A private company planning an IPO needs not only to prepare itself for an exponential increase in public scrutiny but also to file a ton of paperwork and financial disclosures to meet the requirements of the Securities and Exchange Commission (SEC), which oversees public companies.

That’s why a private company that plans to go public hires an underwriter, usually an investment bank, to consult on the IPO and help it set an initial price for the offering.

Underwriters help management prepare for an IPO, creating key documents for investors and scheduling meetings with potential investors, called roadshows.

Once the company and its advisors have set an initial price for the IPO, the underwriter issues shares to investors and the company’s stock begin trading on a public stock exchange, like the New York Stock Exchange (NYSE) or the Nasdaq.

Importance of IPO?

There are other reasons for a company to pursue an IPO, such as raising capital or boosting a company’s public profile:

Companies can raise additional capital by selling shares to the public. The proceeds may be used to expand the business, fund research and development or pay off debt.
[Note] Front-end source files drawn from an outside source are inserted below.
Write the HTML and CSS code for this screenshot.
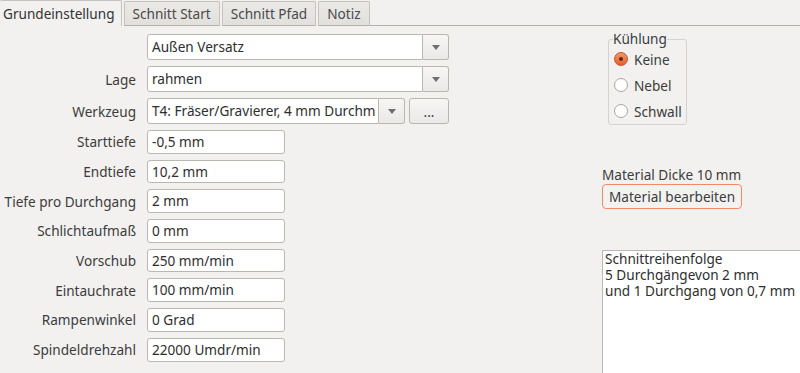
FILE: index.html
```html
<!DOCTYPE html>
<html lang="de">
<head>
  <meta charset="UTF-8">
  <title>Grundeinstellung</title>
  <link rel="stylesheet" href="styles.css">
</head>
<body>

  <div class="tabs">
    <span class="tab active">Grundeinstellung</span>
    <span class="tab">Schnitt Start</span>
    <span class="tab">Schnitt Pfad</span>
    <span class="tab">Notiz</span>
    <span class="tab-rest"></span>
  </div>

  <div class="page">
    <!-- linke Seite: Parameter -->
    <div class="form">
      <span class="label"></span>
      <div class="combo">
        <span class="combo-text">Außen Versatz</span>
        <span class="combo-btn"><i class="arrow"></i></span>
      </div>

      <span class="label">Lage</span>
      <div class="combo">
        <span class="combo-text">rahmen</span>
        <span class="combo-btn"><i class="arrow"></i></span>
      </div>

      <span class="label">Werkzeug</span>
      <div class="tool-row">
        <div class="combo tool">
          <span class="combo-text">T4: Fräser/Gravierer, 4 mm Durchm</span>
          <span class="combo-btn"><i class="arrow"></i></span>
        </div>
        <button class="dots">...</button>
      </div>

      <span class="label">Starttiefe</span>
      <div class="entry">-0,5 mm</div>
      <span class="label">Endtiefe</span>
      <div class="entry">10,2 mm</div>
      <span class="label">Tiefe pro Durchgang</span>
      <div class="entry">2 mm</div>
      <span class="label">Schlichtaufmaß</span>
      <div class="entry">0 mm</div>
      <span class="label">Vorschub</span>
      <div class="entry">250 mm/min</div>
      <span class="label">Eintauchrate</span>
      <div class="entry">100 mm/min</div>
      <span class="label">Rampenwinkel</span>
      <div class="entry">0 Grad</div>
      <span class="label">Spindeldrehzahl</span>
      <div class="entry">22000 Umdr/min</div>
    </div>

    <!-- rechte Seite -->
    <div class="side">
      <fieldset class="cooling">
        <legend>Kühlung</legend>
        <label class="radio checked"><span class="dot"></span>Keine</label>
        <label class="radio"><span class="dot"></span>Nebel</label>
        <label class="radio"><span class="dot"></span>Schwall</label>
      </fieldset>

      <div class="material">Material Dicke 10 mm</div>
      <button class="material-btn">Material bearbeiten</button>

      <div class="order">Schnittreihenfolge<br>5 Durchgängevon 2 mm<br>und 1 Durchgang von 0,7 mm</div>
    </div>
  </div>

</body>
</html>
```

FILE: styles.css
```css
body {
  margin: 0;
  width: 800px;
  height: 373px;
  overflow: hidden;
  background: #f2f1f0;
  color: #3c3c3c;
  font-family: 'Noto Sans', sans-serif;
  font-size: 13.6px;
}

.tabs {
  display: flex;
  height: 26px;
}

.tab {
  padding: 0 8px;
  line-height: 24px;
  margin: 1px 0 0 2px;
  color: #4a4a4a;
  background: linear-gradient(#ebe9e6, #e2e0dc);
  border: 1px solid #c6c2bd;
  border-bottom-color: #b5b1ab;
  border-radius: 2px 2px 0 0;
}

.tab.active {
  margin: 0;
  padding: 0 6px 0 3px;
  line-height: 25px;
  background: #f2f1f0;
  border-color: #c6c2bd;
  border-bottom: none;
  border-left: none;
  color: #333;
}

.tab-rest {
  flex: 1;
  border-bottom: 1px solid #b5b1ab;
}

.page {
  display: flex;
}

.form {
  display: grid;
  grid-template-columns: 136px 302px;
  column-gap: 11px;
  row-gap: 6px;
  grid-auto-rows: 23.7px;
  grid-template-rows: 26px 26px 26px;
  padding-top: 8px;
  align-items: center;
}

.label {
  text-align: right;
  white-space: nowrap;
}

.combo {
  display: flex;
  height: 26px;
  box-sizing: border-box;
}

.combo-text {
  flex: 1;
  background: #fff;
  border: 1px solid #bab6b0;
  border-radius: 3px 0 0 3px;
  padding: 0 4px;
  line-height: 24px;
  white-space: nowrap;
  overflow: hidden;
  color: #2e2e2e;
}

.combo-btn {
  width: 25px;
  border: 1px solid #bab6b0;
  border-left: none;
  border-radius: 0 3px 3px 0;
  background: linear-gradient(#f7f6f5, #ebe9e7);
  display: flex;
  align-items: center;
  justify-content: center;
}

.arrow {
  width: 0;
  height: 0;
  border-left: 4px solid transparent;
  border-right: 4px solid transparent;
  border-top: 5px solid #6f6f6f;
}

.tool-row {
  display: flex;
  gap: 4px;
}

.tool {
  width: 258px;
}

.dots {
  width: 40px;
  height: 26px;
  border: 1px solid #bab6b0;
  border-radius: 3px;
  background: linear-gradient(#f7f6f5, #ebe9e7);
  font: inherit;
  color: #3c3c3c;
  padding: 0;
}

.entry {
  width: 138px;
  height: 23.7px;
  box-sizing: border-box;
  background: #fff;
  border: 1px solid #bab6b0;
  border-radius: 3px;
  padding: 0 4px;
  line-height: 21px;
  color: #2e2e2e;
}

.side {
  margin-left: 153px;
  display: flex;
  flex-direction: column;
  align-items: flex-start;
  flex: 1;
}

.cooling {
  margin: 6px 0 0 6px;
  padding: 0 4px 0 5px;
  border: 1px solid #d6d3cf;
  border-radius: 3px;
  width: 79px;
  box-sizing: border-box;
}

.cooling legend {
  padding: 0;
  margin-left: -1px;
  line-height: 14px;
}

.radio {
  display: flex;
  align-items: center;
  gap: 6px;
  height: 26px;
}

.dot {
  width: 12px;
  height: 12px;
  border-radius: 50%;
  border: 1px solid #a8a5a0;
  background: #fff;
  position: relative;
}

.radio.checked .dot {
  border-color: #c2552b;
  background: linear-gradient(#f59467, #e2622f);
}

.radio.checked .dot::after {
  content: "";
  position: absolute;
  left: 4px;
  top: 4px;
  width: 4px;
  height: 4px;
  border-radius: 50%;
  background: #5a2a17;
}

.material {
  margin-top: 40px;
}

.material-btn {
  height: 25px;
  padding: 0 6px;
  font: inherit;
  color: #3c3c3c;
  background: #f3f2f1;
  border: 1px solid #ec8d63;
  border-radius: 4px;
}

.order {
  margin-top: 41px;
  align-self: stretch;
  height: 124px;
  box-sizing: border-box;
  background: #fff;
  border: 1px solid #bcb9b5;
  border-right: none;
  padding: 0 2px;
  line-height: 16px;
  color: #2e2e2e;
}
```
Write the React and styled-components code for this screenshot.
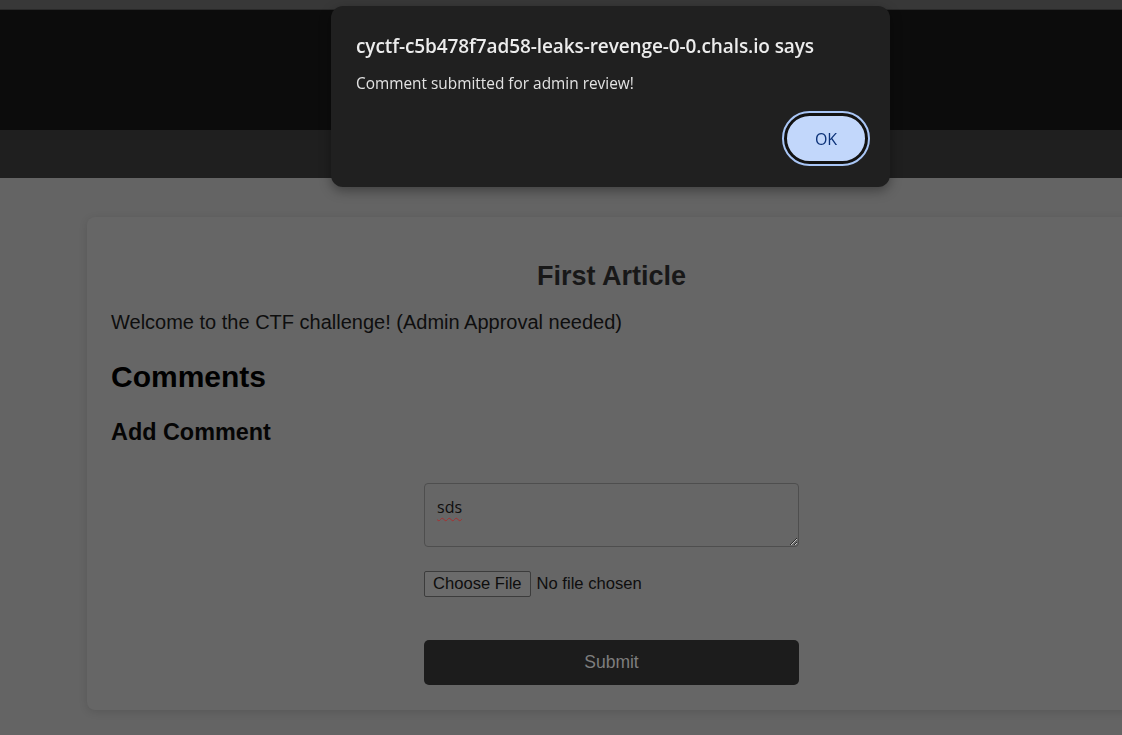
import React from 'react';
import styled, { createGlobalStyle } from 'styled-components';

const GlobalStyle = createGlobalStyle`
  html, body {
    margin: 0;
    padding: 0;
    background: #646464;
    overflow: hidden;
  }
  body {
    font-family: "Liberation Sans", Arial, sans-serif;
  }
`;

function App() {
  return (
    <>
      <GlobalStyle />
      <Page>
        <TopStrip />
        <Header />
        <NavBar />
        <Main>
          <Card>
            <Title>First Article</Title>
            <Intro>Welcome to the CTF challenge! (Admin Approval needed)</Intro>
            <SectionTitle>Comments</SectionTitle>
            <SubTitle>Add Comment</SubTitle>
            <CommentForm onSubmit={(e) => e.preventDefault()}>
              <CommentBox defaultValue="sds" spellCheck={false} />
              <FileRow>
                <FileButton type="button">Choose File</FileButton>
                <FileLabel>No file chosen</FileLabel>
              </FileRow>
              <SubmitBtn type="submit">Submit</SubmitBtn>
            </CommentForm>
          </Card>
        </Main>
      </Page>

      {/* alert dialog from the browser */}
      <Dialog>
        <DialogTitle>cyctf-c5b478f7ad58-leaks-revenge-0-0.chals.io says</DialogTitle>
        <DialogText>Comment submitted for admin review!</DialogText>
        <DialogActions>
          <OkButton>OK</OkButton>
        </DialogActions>
      </Dialog>
    </>
  );
}

const Page = styled.div`
  min-height: 735px;
  display: flex;
  flex-direction: column;
`;

const TopStrip = styled.div`
  height: 10px;
  background: #383838;
  border-bottom: 1px solid #2a2a2a;
  box-sizing: border-box;
`;

const Header = styled.header`
  height: 120px;
  background: #0c0c0c;
`;

const NavBar = styled.nav`
  height: 48px;
  background: #1f1f1f;
`;

const Main = styled.main`
  padding: 39px 0 25px 87px;
`;

const Card = styled.section`
  width: 1049px;
  box-sizing: border-box;
  padding: 24px 24px 25px;
  background: #666666;
  border-radius: 8px;
  box-shadow: 0 2px 8px rgba(0, 0, 0, 0.12);
  display: flex;
  flex-direction: column;
`;

const Title = styled.h1`
  margin: 20px 0 0;
  font-size: 27px;
  line-height: 31px;
  font-weight: 700;
  text-align: center;
  color: #181818;
`;

const Intro = styled.p`
  margin: 19px 0 0;
  font-size: 20px;
  line-height: 23px;
  color: #0e0e0e;
`;

const SectionTitle = styled.h2`
  margin: 25px 0 0;
  font-size: 30px;
  line-height: 35px;
  font-weight: 700;
  color: #000;
`;

const SubTitle = styled.h3`
  margin: 25px 0 0;
  font-size: 23.4px;
  line-height: 27px;
  font-weight: 700;
  color: #050505;
`;

const CommentForm = styled.form`
  align-self: center;
  width: 375px;
  margin-top: 37px;
  display: flex;
  flex-direction: column;
`;

const CommentBox = styled.textarea`
  width: 375px;
  height: 64px;
  box-sizing: border-box;
  padding: 13px 12px;
  background: #666666;
  border: 1px solid #4e4e4e;
  border-radius: 4px;
  font-family: "Open Sans", "Noto Sans", sans-serif;
  font-size: 16px;
  line-height: 20px;
  color: #0e0e0e;
  text-decoration: underline wavy #a33030;
  text-decoration-thickness: 1px;
  text-underline-offset: 4px;
  resize: vertical;
  outline: none;
`;

const FileRow = styled.div`
  margin-top: 24px;
  display: flex;
  align-items: center;
  gap: 6px;
  height: 26px;
`;

const FileButton = styled.button`
  height: 26px;
  padding: 0 8px;
  background: #6b6b6b;
  border: 1px solid #3c3c3c;
  border-radius: 2px;
  font-family: "Liberation Sans", Arial, sans-serif;
  font-size: 16.6px;
  color: #0e0e0e;
`;

const FileLabel = styled.span`
  font-size: 16.6px;
  color: #0e0e0e;
`;

const SubmitBtn = styled.button`
  margin-top: 43px;
  height: 45px;
  width: 100%;
  background: #1c1c1c;
  border: none;
  border-radius: 5px;
  font-family: "Liberation Sans", Arial, sans-serif;
  font-size: 17.5px;
  color: #7e7e7e;
`;

const Dialog = styled.div`
  position: fixed;
  left: 331px;
  top: 6px;
  width: 559px;
  height: 181px;
  box-sizing: border-box;
  padding: 28px 22px 0 25px;
  background: #202020;
  border-radius: 12px;
  box-shadow: 0 4px 12px rgba(0, 0, 0, 0.35);
  font-family: "Open Sans", "Noto Sans", sans-serif;
  display: flex;
  flex-direction: column;
`;

const DialogTitle = styled.div`
  font-size: 19px;
  line-height: 25px;
  font-weight: 600;
  letter-spacing: -0.1px;
  color: #ececec;
`;

const DialogText = styled.div`
  margin-top: 14px;
  font-size: 15.4px;
  line-height: 21px;
  color: #e2e2e2;
`;

const DialogActions = styled.div`
  margin-top: 19px;
  display: flex;
  justify-content: flex-end;
`;

const OkButton = styled.button`
  width: 84px;
  height: 51px;
  box-sizing: border-box;
  background: #c2d7fb;
  border: 3px solid #121212;
  border-radius: 999px;
  outline: 2px solid #a9c6f6;
  font-family: "Open Sans", "Noto Sans", sans-serif;
  font-size: 16px;
  font-weight: 500;
  color: #0c3278;
`;

export default App;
Other avenues for raising capital, via venture capitalists, private investors or bank loans, may be too expensive.

Going public in an IPO can provide companies with a huge amount of publicity.

Companies may want the standing and gravitas that often come with being a public company, which may also help them secure better terms from lenders.

Steps in Initial Public Offering

Proposals. Underwriters present proposals and valuations discussing their services, the best type of security to issue, the offering price, the amount of shares, and the estimated time frame for the market offering.


Underwriter. The company chooses its underwriters and formally agrees to underwrite terms through an underwriting agreement.


Team. IPO teams are formed comprising underwriters, lawyers, certified public accountants (CPAs), and Securities and Exchange Commission (SEC) experts.


Documentation. Information regarding the company is compiled for required IPO documentation.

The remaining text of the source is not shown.